Instructions to follow:
Transcribe the material verbatim in full; the pictures do not belong in the copy.
========
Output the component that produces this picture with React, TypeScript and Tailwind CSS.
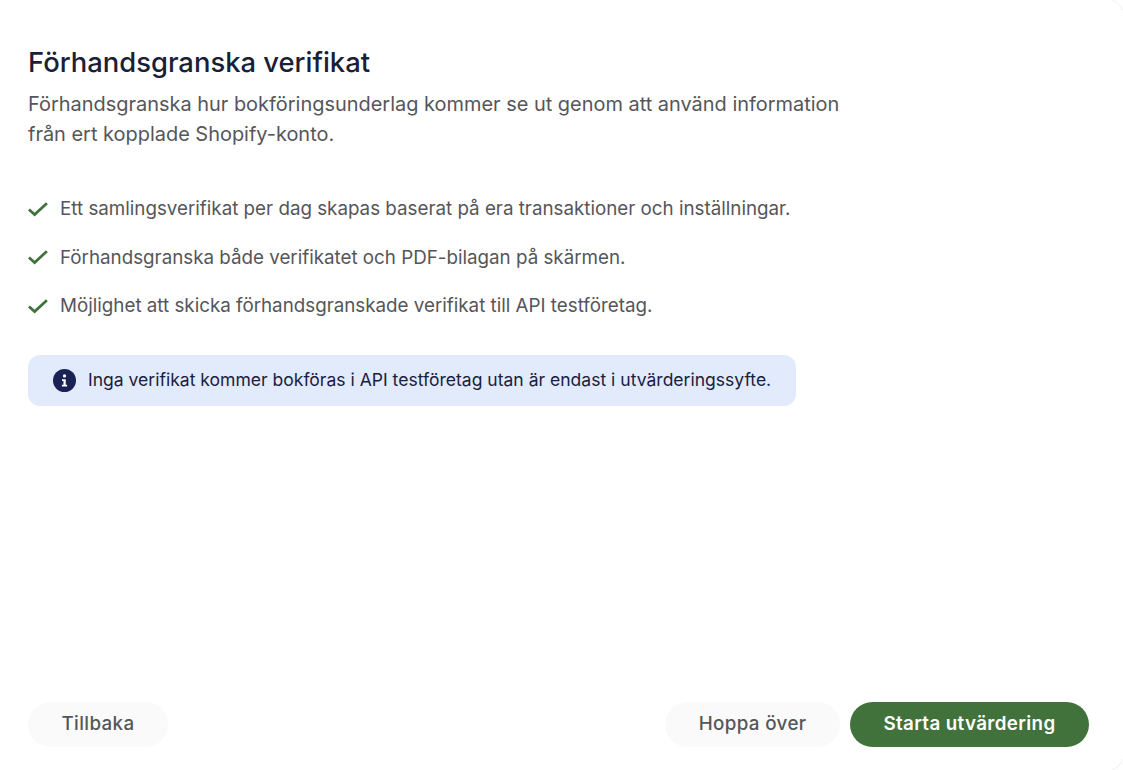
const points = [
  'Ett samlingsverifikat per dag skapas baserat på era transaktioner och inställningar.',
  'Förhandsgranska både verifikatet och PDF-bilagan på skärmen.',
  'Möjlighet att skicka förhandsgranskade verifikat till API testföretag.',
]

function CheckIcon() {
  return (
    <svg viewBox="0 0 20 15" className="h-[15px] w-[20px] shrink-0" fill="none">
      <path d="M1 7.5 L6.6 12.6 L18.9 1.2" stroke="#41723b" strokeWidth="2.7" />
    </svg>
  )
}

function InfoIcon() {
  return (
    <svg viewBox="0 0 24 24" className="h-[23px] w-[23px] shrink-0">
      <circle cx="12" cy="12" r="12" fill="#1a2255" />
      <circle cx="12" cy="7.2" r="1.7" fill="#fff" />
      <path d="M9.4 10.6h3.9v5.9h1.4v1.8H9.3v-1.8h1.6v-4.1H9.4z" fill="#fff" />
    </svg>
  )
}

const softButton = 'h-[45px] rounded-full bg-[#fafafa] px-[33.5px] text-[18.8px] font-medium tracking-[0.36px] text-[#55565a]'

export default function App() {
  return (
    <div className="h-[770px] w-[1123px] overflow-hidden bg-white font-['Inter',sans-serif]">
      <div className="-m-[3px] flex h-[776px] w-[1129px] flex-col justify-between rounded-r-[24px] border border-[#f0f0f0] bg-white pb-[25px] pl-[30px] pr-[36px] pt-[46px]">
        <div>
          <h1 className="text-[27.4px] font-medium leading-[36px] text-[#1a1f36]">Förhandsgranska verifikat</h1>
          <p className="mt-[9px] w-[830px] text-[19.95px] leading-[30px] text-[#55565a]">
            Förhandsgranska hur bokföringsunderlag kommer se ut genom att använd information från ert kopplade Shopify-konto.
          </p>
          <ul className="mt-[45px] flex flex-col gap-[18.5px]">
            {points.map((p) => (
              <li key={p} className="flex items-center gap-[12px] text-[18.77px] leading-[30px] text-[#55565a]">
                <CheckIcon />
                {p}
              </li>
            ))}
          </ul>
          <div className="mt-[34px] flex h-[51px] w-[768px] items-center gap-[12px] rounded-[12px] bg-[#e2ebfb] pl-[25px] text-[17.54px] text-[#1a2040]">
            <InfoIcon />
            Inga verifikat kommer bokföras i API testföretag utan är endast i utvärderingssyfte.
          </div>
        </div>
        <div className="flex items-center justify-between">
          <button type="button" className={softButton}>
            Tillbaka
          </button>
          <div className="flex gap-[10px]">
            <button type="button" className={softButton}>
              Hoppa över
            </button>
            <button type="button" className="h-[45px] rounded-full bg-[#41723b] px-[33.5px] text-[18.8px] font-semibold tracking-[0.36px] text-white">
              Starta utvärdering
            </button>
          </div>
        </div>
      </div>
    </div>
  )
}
========
Result of this task:
Output the component that produces this picture with React, TypeScript and Tailwind CSS.
const points = [
  'Ett samlingsverifikat per dag skapas baserat på era transaktioner och inställningar.',
  'Förhandsgranska både verifikatet och PDF-bilagan på skärmen.',
  'Möjlighet att skicka förhandsgranskade verifikat till API testföretag.',
]

function CheckIcon() {
  return (
    <svg viewBox="0 0 20 15" className="h-[15px] w-[20px] shrink-0" fill="none">
      <path d="M1 7.5 L6.6 12.6 L18.9 1.2" stroke="#41723b" strokeWidth="2.7" />
    </svg>
  )
}

function InfoIcon() {
  return (
    <svg viewBox="0 0 24 24" className="h-[23px] w-[23px] shrink-0">
      <circle cx="12" cy="12" r="12" fill="#1a2255" />
      <circle cx="12" cy="7.2" r="1.7" fill="#fff" />
      <path d="M9.4 10.6h3.9v5.9h1.4v1.8H9.3v-1.8h1.6v-4.1H9.4z" fill="#fff" />
    </svg>
  )
}

const softButton = 'h-[45px] rounded-full bg-[#fafafa] px-[33.5px] text-[18.8px] font-medium tracking-[0.36px] text-[#55565a]'

export default function App() {
  return (
    <div className="h-[770px] w-[1123px] overflow-hidden bg-white font-['Inter',sans-serif]">
      <div className="-m-[3px] flex h-[776px] w-[1129px] flex-col justify-between rounded-r-[24px] border border-[#f0f0f0] bg-white pb-[25px] pl-[30px] pr-[36px] pt-[46px]">
        <div>
          <h1 className="text-[27.4px] font-medium leading-[36px] text-[#1a1f36]">Förhandsgranska verifikat</h1>
          <p className="mt-[9px] w-[830px] text-[19.95px] leading-[30px] text-[#55565a]">
            Förhandsgranska hur bokföringsunderlag kommer se ut genom att använd information från ert kopplade Shopify-konto.
          </p>
          <ul className="mt-[45px] flex flex-col gap-[18.5px]">
            {points.map((p) => (
              <li key={p} className="flex items-center gap-[12px] text-[18.77px] leading-[30px] text-[#55565a]">
                <CheckIcon />
                {p}
              </li>
            ))}
          </ul>
          <div className="mt-[34px] flex h-[51px] w-[768px] items-center gap-[12px] rounded-[12px] bg-[#e2ebfb] pl-[25px] text-[17.54px] text-[#1a2040]">
            <InfoIcon />
            Inga verifikat kommer bokföras i API testföretag utan är endast i utvärderingssyfte.
          </div>
        </div>
        <div className="flex items-center justify-between">
          <button type="button" className={softButton}>
            Tillbaka
          </button>
          <div className="flex gap-[10px]">
            <button type="button" className={softButton}>
              Hoppa över
            </button>
            <button type="button" className="h-[45px] rounded-full bg-[#41723b] px-[33.5px] text-[18.8px] font-semibold tracking-[0.36px] text-white">
              Starta utvärdering
            </button>
          </div>
        </div>
      </div>
    </div>
  )
}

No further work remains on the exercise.